The government’s lead non-executive told the Commons Public Administration Committee that the 60 independent directors brought in to boost departmental efficiency had been shocked by the lack of management information and the bewildering number of objectives and priorities.
He said: “Their first big surprise was how many objectives were priorities. The second was how much lack of measurement there was of where things were, where you started from and where you were going.
“It is very important to understand who is accountable for what, what they have committed to, and whether they are achieving what they said they would do… What surprised all of us is that, right across the government, there was nowhere that all of this was put together.”
The independent directors were billed as having tough powers to hold top officials to account and even sack poorly performing permanent secretaries.
Lord Browne said: “They do have this nuclear weapon,” but conceded that, in reality, they acted as intermediaries between ministers and civil servants, and that “there is no constitutional authority vested in these boards… They work by influence and their own respect”.

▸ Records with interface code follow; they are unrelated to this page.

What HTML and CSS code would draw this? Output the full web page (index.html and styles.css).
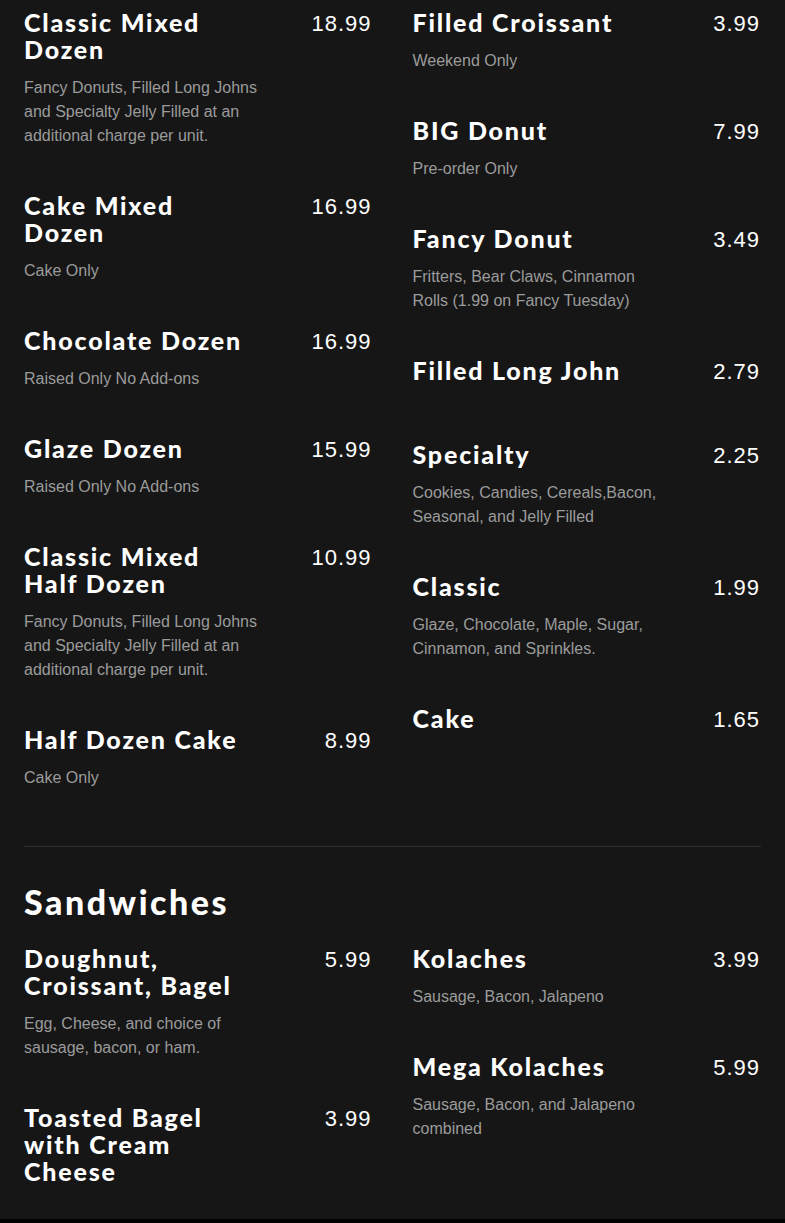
FILE: index.html
```html
<!DOCTYPE html>
<html lang="en">
<head>
<meta charset="utf-8">
<title>Menu</title>
<link rel="stylesheet" href="styles.css">
</head>
<body>
<main class="menu">
  <section class="section">
    <div class="grid">
      <div class="col">
        <div class="item">
          <div class="item-head"><h3 class="item-title">Classic Mixed Dozen</h3><span class="price">18.99</span></div>
          <p class="desc">Fancy Donuts, Filled Long Johns and Specialty Jelly Filled at an additional charge per unit.</p>
        </div>
        <div class="item">
          <div class="item-head"><h3 class="item-title">Cake Mixed Dozen</h3><span class="price">16.99</span></div>
          <p class="desc">Cake Only</p>
        </div>
        <div class="item">
          <div class="item-head"><h3 class="item-title">Chocolate Dozen</h3><span class="price">16.99</span></div>
          <p class="desc">Raised Only No Add-ons</p>
        </div>
        <div class="item">
          <div class="item-head"><h3 class="item-title">Glaze Dozen</h3><span class="price">15.99</span></div>
          <p class="desc">Raised Only No Add-ons</p>
        </div>
        <div class="item">
          <div class="item-head"><h3 class="item-title">Classic Mixed Half Dozen</h3><span class="price">10.99</span></div>
          <p class="desc">Fancy Donuts, Filled Long Johns and Specialty Jelly Filled at an additional charge per unit.</p>
        </div>
        <div class="item">
          <div class="item-head"><h3 class="item-title">Half Dozen Cake</h3><span class="price">8.99</span></div>
          <p class="desc">Cake Only</p>
        </div>
      </div>
      <div class="col">
        <div class="item">
          <div class="item-head"><h3 class="item-title">Filled Croissant</h3><span class="price">3.99</span></div>
          <p class="desc">Weekend Only</p>
        </div>
        <div class="item">
          <div class="item-head"><h3 class="item-title">BIG Donut</h3><span class="price">7.99</span></div>
          <p class="desc">Pre-order Only</p>
        </div>
        <div class="item">
          <div class="item-head"><h3 class="item-title">Fancy Donut</h3><span class="price">3.49</span></div>
          <p class="desc">Fritters, Bear Claws, Cinnamon Rolls (1.99 on Fancy Tuesday)</p>
        </div>
        <div class="item">
          <div class="item-head"><h3 class="item-title">Filled Long John</h3><span class="price">2.79</span></div>
          <p class="desc"></p>
        </div>
        <div class="item">
          <div class="item-head"><h3 class="item-title">Specialty</h3><span class="price">2.25</span></div>
          <p class="desc">Cookies, Candies, Cereals,Bacon, Seasonal, and Jelly Filled</p>
        </div>
        <div class="item">
          <div class="item-head"><h3 class="item-title">Classic</h3><span class="price">1.99</span></div>
          <p class="desc">Glaze, Chocolate, Maple, Sugar, Cinnamon, and Sprinkles.</p>
        </div>
        <div class="item">
          <div class="item-head"><h3 class="item-title">Cake</h3><span class="price">1.65</span></div>
          <p class="desc"></p>
        </div>
      </div>
    </div>
  </section>

  <section class="section section-divided">
    <h2 class="section-title">Sandwiches</h2>
    <div class="grid">
      <div class="col">
        <div class="item">
          <div class="item-head"><h3 class="item-title">Doughnut, Croissant, Bagel</h3><span class="price">5.99</span></div>
          <p class="desc">Egg, Cheese, and choice of sausage, bacon, or ham.</p>
        </div>
        <div class="item">
          <div class="item-head"><h3 class="item-title">Toasted Bagel with Cream Cheese</h3><span class="price">3.99</span></div>
          <p class="desc"></p>
        </div>
      </div>
      <div class="col">
        <div class="item">
          <div class="item-head"><h3 class="item-title">Kolaches</h3><span class="price">3.99</span></div>
          <p class="desc">Sausage, Bacon, Jalapeno</p>
        </div>
        <div class="item">
          <div class="item-head"><h3 class="item-title">Mega Kolaches</h3><span class="price">5.99</span></div>
          <p class="desc">Sausage, Bacon, and Jalapeno combined</p>
        </div>
      </div>
    </div>
  </section>
</main>
<footer class="footer"></footer>
</body>
</html>
```

FILE: styles.css
```css
html, body {
  margin: 0;
  padding: 0;
  background: #000;
}

.menu {
  background: #161616;
  padding: 9px 24px 0;
  height: 1210px;
  overflow: hidden;
}

.grid {
  display: grid;
  grid-template-columns: 1fr 1fr;
  column-gap: 40px;
}

.item {
  padding-bottom: 44px;
}

.item-head {
  display: flex;
  justify-content: space-between;
  align-items: flex-start;
}

.item-title {
  margin: 0;
  max-width: 236px;
  font-family: Lato, "Liberation Sans", sans-serif;
  font-weight: 900;
  font-size: 25px;
  line-height: 27px;
  letter-spacing: 1.8px;
  color: #fff;
}

.price {
  padding-top: 2px;
  padding-right: 1px;
  font-family: "Liberation Sans", Arial, sans-serif;
  font-size: 22px;
  line-height: 25px;
  letter-spacing: 1px;
  color: #fff;
}

.desc {
  margin: 13px 0 0;
  max-width: 258px;
  font-family: "Liberation Sans", Arial, sans-serif;
  font-size: 16px;
  line-height: 24px;
  color: #9b9b9b;
}

.section-divided {
  border-top: 1px solid #2e2e2e;
  margin-top: 12px;
  padding-top: 34px;
}

.section-title {
  margin: 0 0 23px;
  font-family: Lato, "Liberation Sans", sans-serif;
  font-weight: 900;
  font-size: 34px;
  line-height: 41px;
  letter-spacing: 2.5px;
  color: #fff;
}

.footer {
  height: 40px;
  background: #000;
}
```
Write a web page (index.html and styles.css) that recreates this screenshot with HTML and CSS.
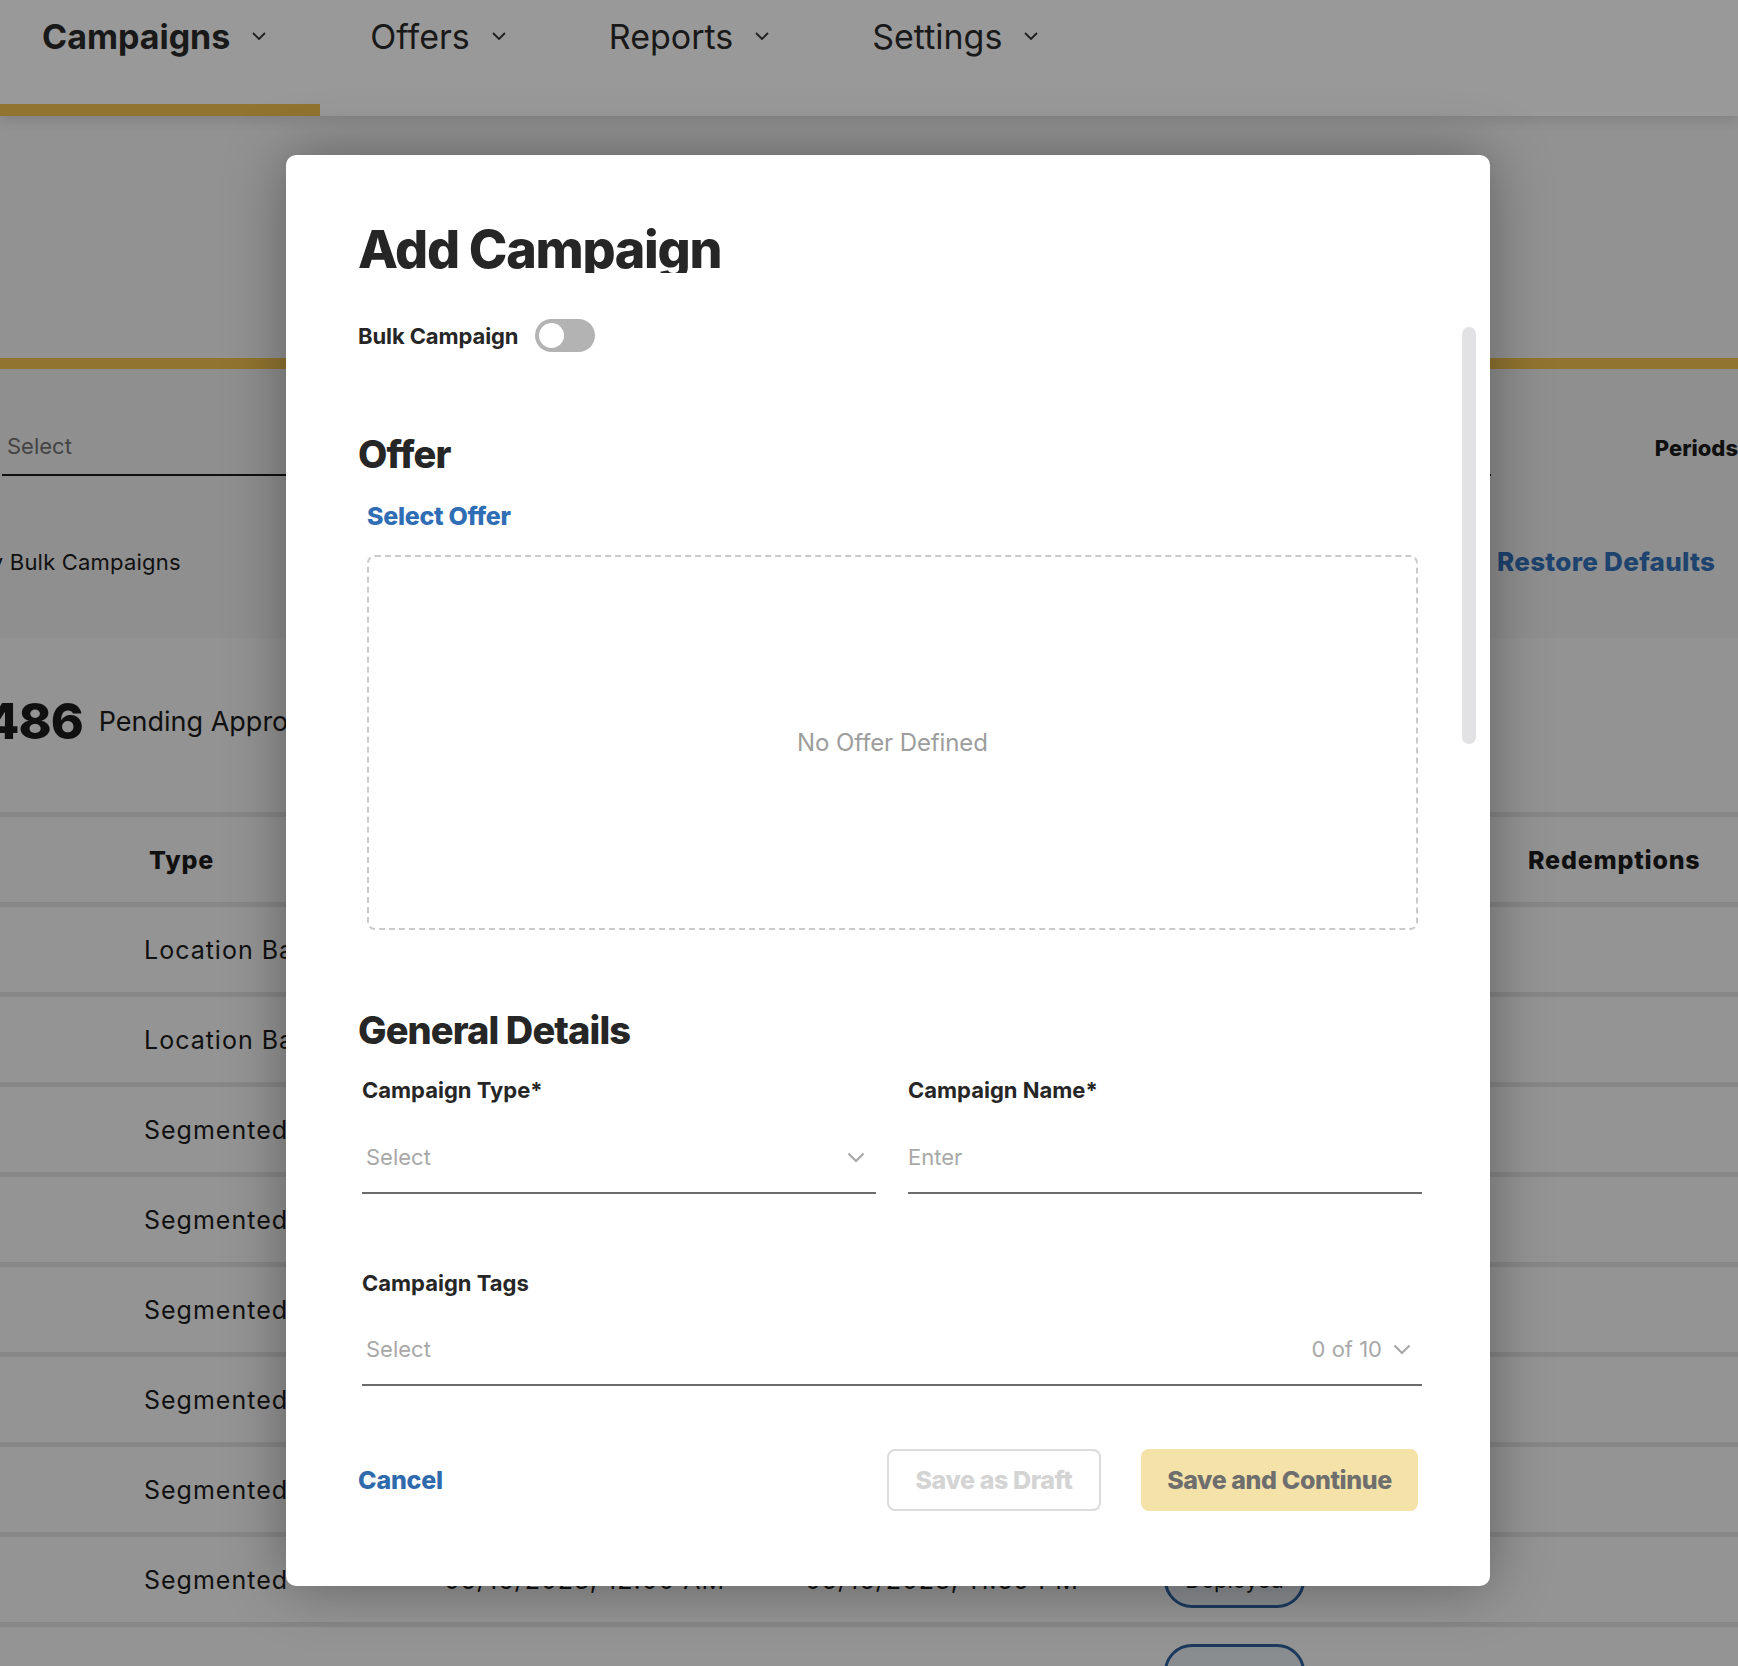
FILE: index.html
```html
<!DOCTYPE html>
<html lang="en">
<head>
  <meta charset="UTF-8">
  <meta name="viewport" content="width=device-width, initial-scale=1.0">
  <title>Add Campaign</title>
  <link rel="stylesheet" href="styles.css">
</head>
<body>
  <nav class="topnav">
    <div class="nav-item active">Campaigns <svg class="chev" viewBox="0 0 14 9"><polyline points="1,1 7,7 13,1"/></svg></div>
    <div class="nav-item">Offers <svg class="chev" viewBox="0 0 14 9"><polyline points="1,1 7,7 13,1"/></svg></div>
    <div class="nav-item">Reports <svg class="chev" viewBox="0 0 14 9"><polyline points="1,1 7,7 13,1"/></svg></div>
    <div class="nav-item">Settings <svg class="chev" viewBox="0 0 14 9"><polyline points="1,1 7,7 13,1"/></svg></div>
  </nav>

  <section class="hero"></section>
  <div class="gold-rule"></div>

  <section class="filters">
    <div class="filter-select">Select</div>
    <div class="periods">Periods</div>
    <div class="bulk-filter">Only Bulk Campaigns</div>
    <a class="restore">Restore Defaults</a>
  </section>

  <section class="stats">
    <span class="stat-num">486</span>
    <span class="stat-label">Pending Approval</span>
  </section>

  <div class="grid">
    <div class="trow thead">
      <span>Type</span><span>Start</span><span>End</span><span>Status</span><span>Redemptions</span>
    </div>
    <div class="trow"><span>Location Based</span><span>05/16/2023, 12:00 AM</span><span>05/16/2023, 11:59 PM</span><span><i class="pill">Deployed</i></span><span></span></div>
    <div class="trow"><span>Location Based</span><span>05/16/2023, 12:00 AM</span><span>05/16/2023, 11:59 PM</span><span><i class="pill">Deployed</i></span><span></span></div>
    <div class="trow"><span>Segmented</span><span>05/16/2023, 12:00 AM</span><span>05/16/2023, 11:59 PM</span><span><i class="pill">Deployed</i></span><span></span></div>
    <div class="trow"><span>Segmented</span><span>05/16/2023, 12:00 AM</span><span>05/16/2023, 11:59 PM</span><span><i class="pill">Deployed</i></span><span></span></div>
    <div class="trow"><span>Segmented</span><span>05/16/2023, 12:00 AM</span><span>05/16/2023, 11:59 PM</span><span><i class="pill">Deployed</i></span><span></span></div>
    <div class="trow"><span>Segmented</span><span>05/16/2023, 12:00 AM</span><span>05/16/2023, 11:59 PM</span><span><i class="pill">Deployed</i></span><span></span></div>
    <div class="trow"><span>Segmented</span><span>05/16/2023, 12:00 AM</span><span>05/16/2023, 11:59 PM</span><span><i class="pill">Deployed</i></span><span></span></div>
    <div class="trow"><span>Segmented</span><span>05/16/2023, 12:00 AM</span><span>05/16/2023, 11:59 PM</span><span><i class="pill">Deployed</i></span><span></span></div>
    <div class="trow tall"><span>Segmented</span><span>05/16/2023, 12:00 AM</span><span>05/16/2023, 11:59 PM</span><span><i class="pill">Pending<br>Approval</i></span><span></span></div>
  </div>

  <div class="overlay"></div>

  <div class="modal">
    <div class="scroll-thumb"></div>
    <h1 class="modal-title">Add Campaign</h1>

    <div class="bulk-row">
      <span class="bulk-label">Bulk Campaign</span>
      <span class="toggle"><span class="knob"></span></span>
    </div>

    <h2 class="section-title offer-title">Offer</h2>
    <a class="select-offer">Select Offer</a>
    <div class="offer-box">No Offer Defined</div>

    <h2 class="section-title details-title">General Details</h2>
    <div class="fields">
      <div class="field">
        <label>Campaign Type*</label>
        <div class="input">
          <span class="placeholder">Select</span>
          <svg class="input-chev" viewBox="0 0 18 11"><polyline points="1.5,1.5 9,9 16.5,1.5"/></svg>
        </div>
      </div>
      <div class="field">
        <label>Campaign Name*</label>
        <div class="input text">
          <span class="placeholder">Enter</span>
        </div>
      </div>
      <div class="field wide">
        <label>Campaign Tags</label>
        <div class="input">
          <span class="placeholder">Select</span>
          <span class="count">0 of 10</span>
          <svg class="input-chev" viewBox="0 0 18 11"><polyline points="1.5,1.5 9,9 16.5,1.5"/></svg>
        </div>
      </div>
    </div>

    <div class="modal-footer">
      <a class="cancel">Cancel</a>
      <div class="actions">
        <button class="btn-draft" disabled>Save as Draft</button>
        <button class="btn-continue" disabled>Save and Continue</button>
      </div>
    </div>
  </div>
</body>
</html>
```

FILE: styles.css
```css
* {
  box-sizing: border-box;
}
html, body {
  margin: 0;
}
body {
  width: 1738px;
  height: 1666px;
  overflow: hidden;
  position: relative;
  font-family: Inter, 'Liberation Sans', sans-serif;
  color: #1c1c1c;
  background: #f7f7f7;
}

/* top navigation */
.topnav {
  height: 116px;
  background: #fff;
  display: flex;
  padding-left: 42px;
  box-shadow: 0 4px 14px rgba(0,0,0,0.12);
  position: relative;
  z-index: 1;
}
.nav-item {
  position: relative;
  display: flex;
  align-items: center;
  gap: 22px;
  height: 72px;
  padding-right: 103px;
  font-size: 34px;
  color: #2b2b2b;
}
.nav-item.active {
  font-weight: 700;
  padding-right: 104px;
}
.nav-item.active::after {
  content: '';
  position: absolute;
  left: -42px;
  width: 320px;
  top: 104px;
  height: 12px;
  background: #f2c14f;
}
.chev {
  width: 14px;
  height: 9px;
  fill: none;
  stroke: #333;
  stroke-width: 1.8;
}

.hero {
  height: 242px;
  background: #f4f4f4;
}
.gold-rule {
  height: 11px;
  background: #f2c14f;
}

/* filters */
.filters {
  height: 269px;
  background: #eeeeee;
  display: grid;
  grid-template-columns: 1491px 1fr;
  grid-template-rows: 47px 69px 34px;
  padding-top: 60px;
}
.filter-select {
  margin-left: 2px;
  padding-left: 5px;
  font-size: 22px;
  line-height: 34px;
  color: #727272;
  border-bottom: 2px solid #1c1c1c;
}
.periods {
  justify-self: end;
  align-self: start;
  font-size: 22px;
  font-weight: 800;
  line-height: 38px;
}
.bulk-filter {
  grid-row: 3;
  margin-left: -45px;
  font-size: 22px;
  line-height: 34px;
  white-space: nowrap;
  letter-spacing: 0.2px;
}
.restore {
  grid-row: 3;
  margin-left: 6px;
  font-size: 26px;
  font-weight: 800;
  line-height: 34px;
  letter-spacing: 0.3px;
  color: #3271b8;
  white-space: nowrap;
}

/* stats */
.stats {
  height: 174px;
  background: #f5f5f5;
  display: flex;
  align-items: center;
  gap: 16px;
  padding-bottom: 8px;
}
.stat-num {
  margin-left: -15px;
  font-size: 50px;
  font-weight: 800;
  letter-spacing: -1px;
}
.stat-label {
  font-size: 27px;
}

/* table */
.grid {
  height: 856px;
  overflow: hidden;
}
.trow {
  display: grid;
  grid-template-columns: 300px 361px 359px 364px 1fr;
  align-items: center;
  height: 90px;
  padding-left: 144px;
  border-top: 5px solid #e2e2e2;
  background: #f7f7f7;
  font-size: 25px;
  letter-spacing: 1px;
  white-space: nowrap;
}
.trow.thead {
  font-weight: 800;
  font-size: 25px;
  letter-spacing: 0.8px;
  background: #f5f5f5;
}
.trow.thead span:first-child {
  padding-left: 5px;
}
.trow.tall {
  height: 150px;
}
.pill {
  display: inline-flex;
  align-items: center;
  justify-content: center;
  width: 141px;
  height: 56px;
  border: 3px solid #2d619d;
  border-radius: 28px;
  background: #e6ebf1;
  font-style: normal;
  font-size: 22px;
  letter-spacing: 0;
}
.tall .pill {
  height: 112px;
  text-align: center;
  line-height: 30px;
}

.overlay {
  position: absolute;
  inset: 0;
  background: rgba(0,0,0,0.4);
  z-index: 10;
}

/* modal */
.modal {
  position: absolute;
  left: 286px;
  top: 155px;
  width: 1204px;
  height: 1431px;
  z-index: 20;
  background: #fff;
  border-radius: 10px;
  box-shadow: 0 0 60px rgba(0,0,0,0.35);
  padding: 68px 68px 0 72px;
  overflow: hidden;
  color: #262626;
}
.scroll-thumb {
  position: absolute;
  right: 14px;
  top: 172px;
  width: 14px;
  height: 417px;
  border-radius: 7px;
  background: #e2e2e5;
}
.modal-title {
  margin: 0;
  font-size: 52px;
  font-weight: 800;
  line-height: 54px;
  height: 50px;
  overflow: hidden;
  letter-spacing: -1.3px;
}
.bulk-row {
  display: flex;
  align-items: center;
  gap: 17px;
  height: 33px;
  margin-top: 46px;
}
.bulk-label {
  font-size: 22px;
  font-weight: 700;
  letter-spacing: -0.1px;
}
.toggle {
  display: flex;
  align-items: center;
  width: 60px;
  height: 33px;
  border-radius: 17px;
  background: #b3b3b3;
  padding-left: 4px;
}
.knob {
  width: 25px;
  height: 25px;
  border-radius: 50%;
  background: #fff;
}
.section-title {
  margin: 0;
  font-size: 38px;
  font-weight: 800;
  line-height: 40px;
  letter-spacing: -0.9px;
}
.offer-title {
  margin-top: 82px;
}
.select-offer {
  display: block;
  margin: 28px 0 0 9px;
  font-size: 25px;
  font-weight: 800;
  line-height: 28px;
  letter-spacing: -0.3px;
  color: #2f6db5;
}
.offer-box {
  display: flex;
  align-items: center;
  justify-content: center;
  height: 375px;
  margin: 25px 4px 0 9px;
  border: 2px dashed #cbcbcb;
  border-radius: 8px;
  font-size: 24px;
  color: #9d9d9d;
  letter-spacing: -0.1px;
}
.details-title {
  margin-top: 80px;
}

/* form fields */
.fields {
  display: grid;
  grid-template-columns: 1fr 1fr;
  column-gap: 32px;
  margin-left: 4px;
}
.field.wide {
  grid-column: 1 / 3;
  margin-top: 76px;
}
.field label {
  display: block;
  margin-top: 27px;
  font-size: 22px;
  font-weight: 700;
  line-height: 26px;
  letter-spacing: 0;
}
.field.wide label {
  margin-top: 0;
}
.input {
  display: flex;
  align-items: center;
  gap: 11px;
  margin-top: 41px;
  padding: 0 11px 22px 4px;
  border-bottom: 2px solid #6b6b6b;
  font-size: 22px;
  line-height: 26px;
  color: #a8a8a8;
}
.input.text {
  padding-left: 0;
}
.field.wide .input {
  margin-top: 40px;
}
.placeholder {
  flex: 1;
}
.input-chev {
  width: 18px;
  height: 11px;
  fill: none;
  stroke: #a8a8a8;
  stroke-width: 2.2;
}

/* footer */
.modal-footer {
  display: flex;
  align-items: center;
  justify-content: space-between;
  margin: 63px 4px 0 0;
}
.cancel {
  font-size: 25px;
  font-weight: 800;
  color: #2f6aad;
  letter-spacing: -0.2px;
}
.actions {
  display: flex;
  gap: 40px;
}
.actions button {
  height: 62px;
  border-radius: 8px;
  font-family: inherit;
  font-size: 25px;
  font-weight: 800;
  letter-spacing: -0.4px;
}
.btn-draft {
  width: 214px;
  background: #fff;
  border: 2px solid #dcdcdc;
  color: #d4d4d4;
}
.btn-continue {
  width: 277px;
  background: #f4e2a9;
  border: none;
  color: #6e6e6e;
}
```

Lord Browne said that non-executives could “exercise stronger influence” in three ways: “They will leave, and people will ask questions about why they have left… They might comment in the annual report, or they might collectively say that it is time to fire the permanent secretary.”
But he added: “In the best of circumstances they become advisers, critics and protectors simultaneously, for both the Secretary of State and the permanent secretary. They have the role to provide both the sword and the shield on both sides.”